→ **WRITTEN PROBLEM**: Gather every line below where "code" appears.

→ **PROVIDED RECORDS**:
****
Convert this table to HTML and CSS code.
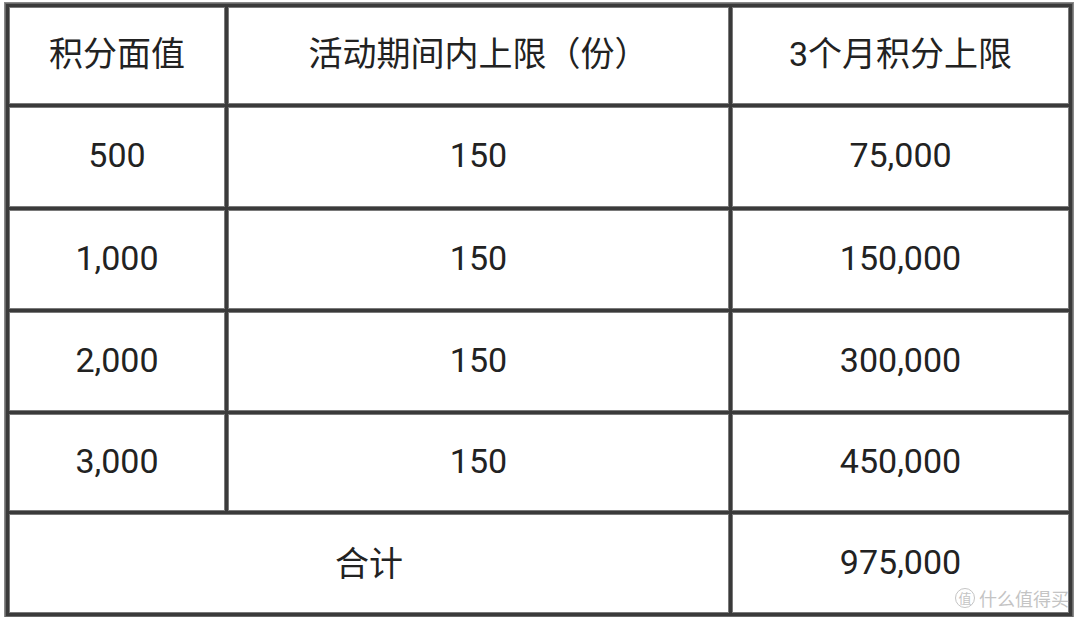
****
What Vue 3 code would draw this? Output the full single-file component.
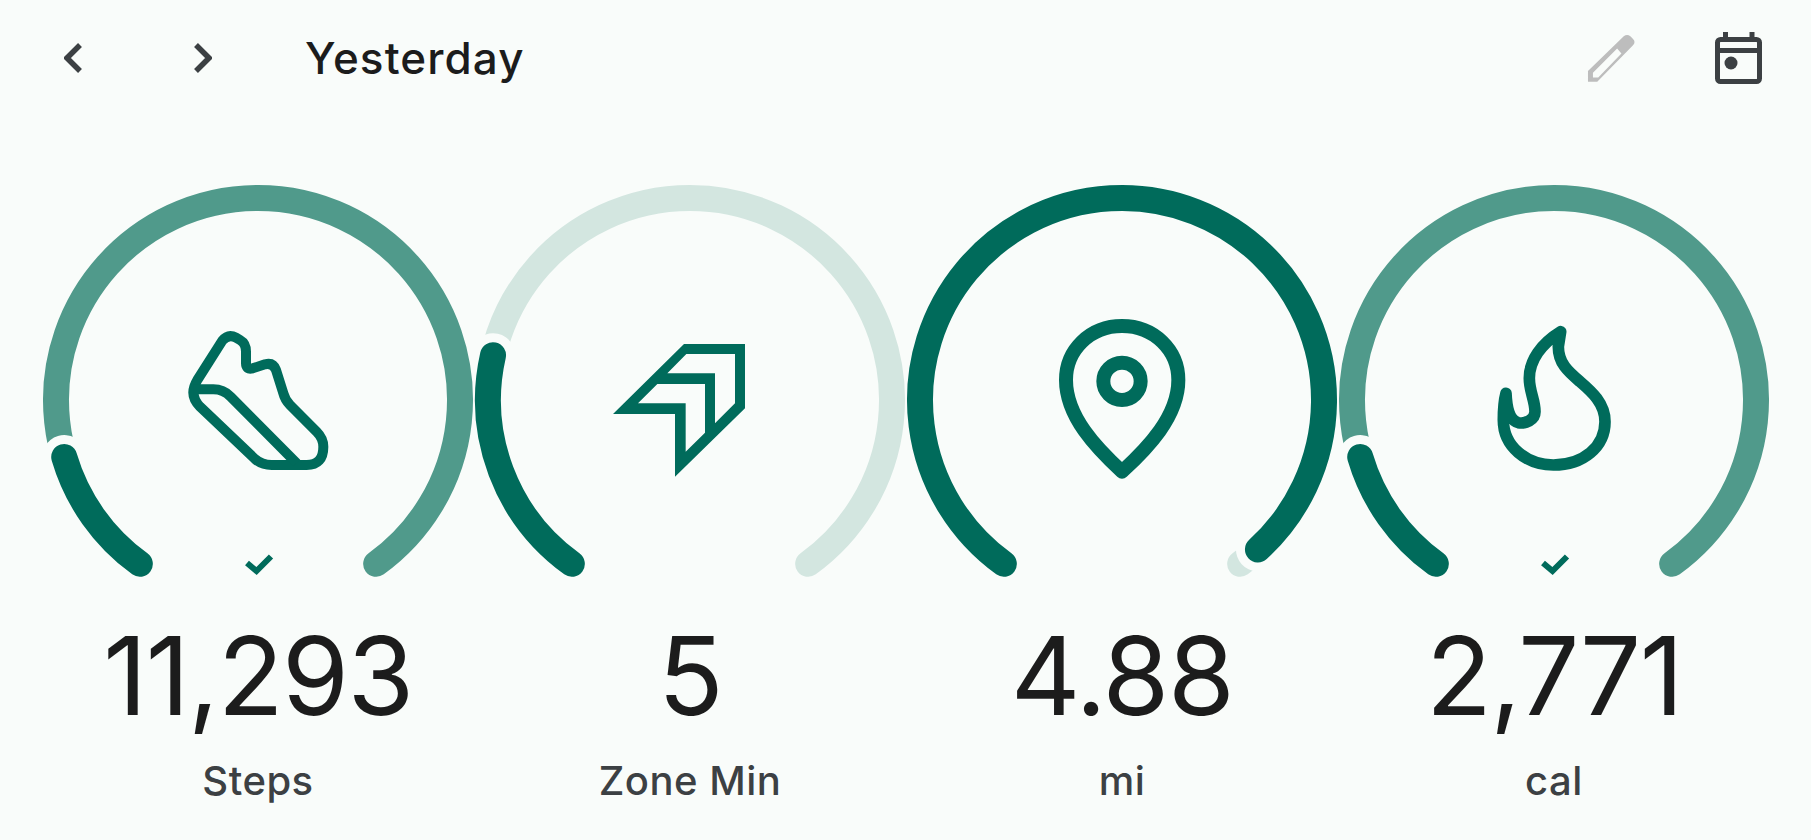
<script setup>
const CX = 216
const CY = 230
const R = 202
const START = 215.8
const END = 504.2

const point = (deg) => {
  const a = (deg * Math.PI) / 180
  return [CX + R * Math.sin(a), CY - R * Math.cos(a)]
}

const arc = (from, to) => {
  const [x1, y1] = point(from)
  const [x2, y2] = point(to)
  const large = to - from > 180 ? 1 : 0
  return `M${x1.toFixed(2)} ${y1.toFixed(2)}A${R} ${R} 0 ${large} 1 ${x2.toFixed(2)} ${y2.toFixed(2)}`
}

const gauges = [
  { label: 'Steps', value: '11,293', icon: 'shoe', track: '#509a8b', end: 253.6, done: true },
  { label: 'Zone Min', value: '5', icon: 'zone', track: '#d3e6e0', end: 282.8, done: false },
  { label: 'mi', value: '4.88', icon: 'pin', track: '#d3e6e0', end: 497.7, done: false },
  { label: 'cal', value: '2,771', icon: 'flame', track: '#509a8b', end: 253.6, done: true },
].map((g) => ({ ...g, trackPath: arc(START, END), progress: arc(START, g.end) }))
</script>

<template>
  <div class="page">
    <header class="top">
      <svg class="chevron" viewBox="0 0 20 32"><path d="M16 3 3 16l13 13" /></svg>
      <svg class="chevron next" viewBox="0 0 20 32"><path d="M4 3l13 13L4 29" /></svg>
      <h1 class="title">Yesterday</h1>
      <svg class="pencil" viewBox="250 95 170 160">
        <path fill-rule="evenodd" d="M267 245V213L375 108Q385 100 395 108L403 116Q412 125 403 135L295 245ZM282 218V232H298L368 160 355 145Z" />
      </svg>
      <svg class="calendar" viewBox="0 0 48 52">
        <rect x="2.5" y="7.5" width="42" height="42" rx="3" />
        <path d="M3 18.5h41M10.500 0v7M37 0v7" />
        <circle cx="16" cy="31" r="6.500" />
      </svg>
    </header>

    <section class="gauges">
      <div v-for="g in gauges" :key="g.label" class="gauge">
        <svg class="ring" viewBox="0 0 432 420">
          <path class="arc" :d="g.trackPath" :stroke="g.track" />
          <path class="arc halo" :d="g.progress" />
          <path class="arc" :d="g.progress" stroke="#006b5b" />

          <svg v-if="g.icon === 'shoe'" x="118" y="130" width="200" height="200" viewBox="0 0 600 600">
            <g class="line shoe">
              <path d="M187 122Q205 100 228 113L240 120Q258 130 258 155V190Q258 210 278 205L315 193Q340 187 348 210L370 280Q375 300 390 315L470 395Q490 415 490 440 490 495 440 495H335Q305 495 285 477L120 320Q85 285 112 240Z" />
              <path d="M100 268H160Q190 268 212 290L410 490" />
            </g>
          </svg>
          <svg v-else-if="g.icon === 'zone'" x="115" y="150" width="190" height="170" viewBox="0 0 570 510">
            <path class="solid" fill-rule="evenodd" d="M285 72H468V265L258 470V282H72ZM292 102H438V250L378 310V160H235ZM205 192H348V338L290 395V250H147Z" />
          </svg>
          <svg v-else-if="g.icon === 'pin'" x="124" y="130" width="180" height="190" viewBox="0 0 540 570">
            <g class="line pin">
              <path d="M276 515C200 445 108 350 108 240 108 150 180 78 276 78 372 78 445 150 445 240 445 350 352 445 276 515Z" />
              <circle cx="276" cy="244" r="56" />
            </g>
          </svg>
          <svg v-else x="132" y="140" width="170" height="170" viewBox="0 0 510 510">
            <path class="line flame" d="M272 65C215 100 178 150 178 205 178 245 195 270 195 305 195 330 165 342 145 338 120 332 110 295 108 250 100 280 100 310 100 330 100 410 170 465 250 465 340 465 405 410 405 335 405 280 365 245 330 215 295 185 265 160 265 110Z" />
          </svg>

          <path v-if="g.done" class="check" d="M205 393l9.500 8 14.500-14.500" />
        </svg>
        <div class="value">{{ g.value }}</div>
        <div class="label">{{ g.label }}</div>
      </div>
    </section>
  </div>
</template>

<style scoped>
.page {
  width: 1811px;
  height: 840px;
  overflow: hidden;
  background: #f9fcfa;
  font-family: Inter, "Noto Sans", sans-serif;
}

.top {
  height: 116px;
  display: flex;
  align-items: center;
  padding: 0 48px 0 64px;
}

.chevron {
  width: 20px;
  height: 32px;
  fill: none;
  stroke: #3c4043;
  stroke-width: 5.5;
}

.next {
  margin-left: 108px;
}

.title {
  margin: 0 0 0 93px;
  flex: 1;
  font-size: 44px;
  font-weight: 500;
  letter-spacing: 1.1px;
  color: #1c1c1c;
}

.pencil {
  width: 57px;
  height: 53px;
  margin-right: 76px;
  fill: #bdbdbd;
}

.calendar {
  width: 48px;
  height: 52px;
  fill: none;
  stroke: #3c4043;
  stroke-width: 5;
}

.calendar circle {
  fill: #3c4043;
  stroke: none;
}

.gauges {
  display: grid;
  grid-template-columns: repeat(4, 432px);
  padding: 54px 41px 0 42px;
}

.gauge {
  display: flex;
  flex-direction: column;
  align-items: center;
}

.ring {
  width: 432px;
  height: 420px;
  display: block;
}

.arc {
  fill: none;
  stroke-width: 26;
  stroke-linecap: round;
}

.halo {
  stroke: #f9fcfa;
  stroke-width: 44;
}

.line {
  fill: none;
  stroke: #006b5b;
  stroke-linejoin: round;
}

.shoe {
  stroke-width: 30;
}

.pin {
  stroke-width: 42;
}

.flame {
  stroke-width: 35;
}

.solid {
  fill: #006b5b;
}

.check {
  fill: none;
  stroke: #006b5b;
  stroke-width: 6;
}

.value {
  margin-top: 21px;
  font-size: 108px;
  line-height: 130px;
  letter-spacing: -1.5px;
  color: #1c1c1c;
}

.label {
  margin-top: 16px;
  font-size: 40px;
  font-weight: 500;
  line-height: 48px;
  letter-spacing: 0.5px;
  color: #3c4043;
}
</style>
****
→ **EXERCISE SOLUTION**:
Convert this table to HTML and CSS code.
What Vue 3 code would draw this? Output the full single-file component.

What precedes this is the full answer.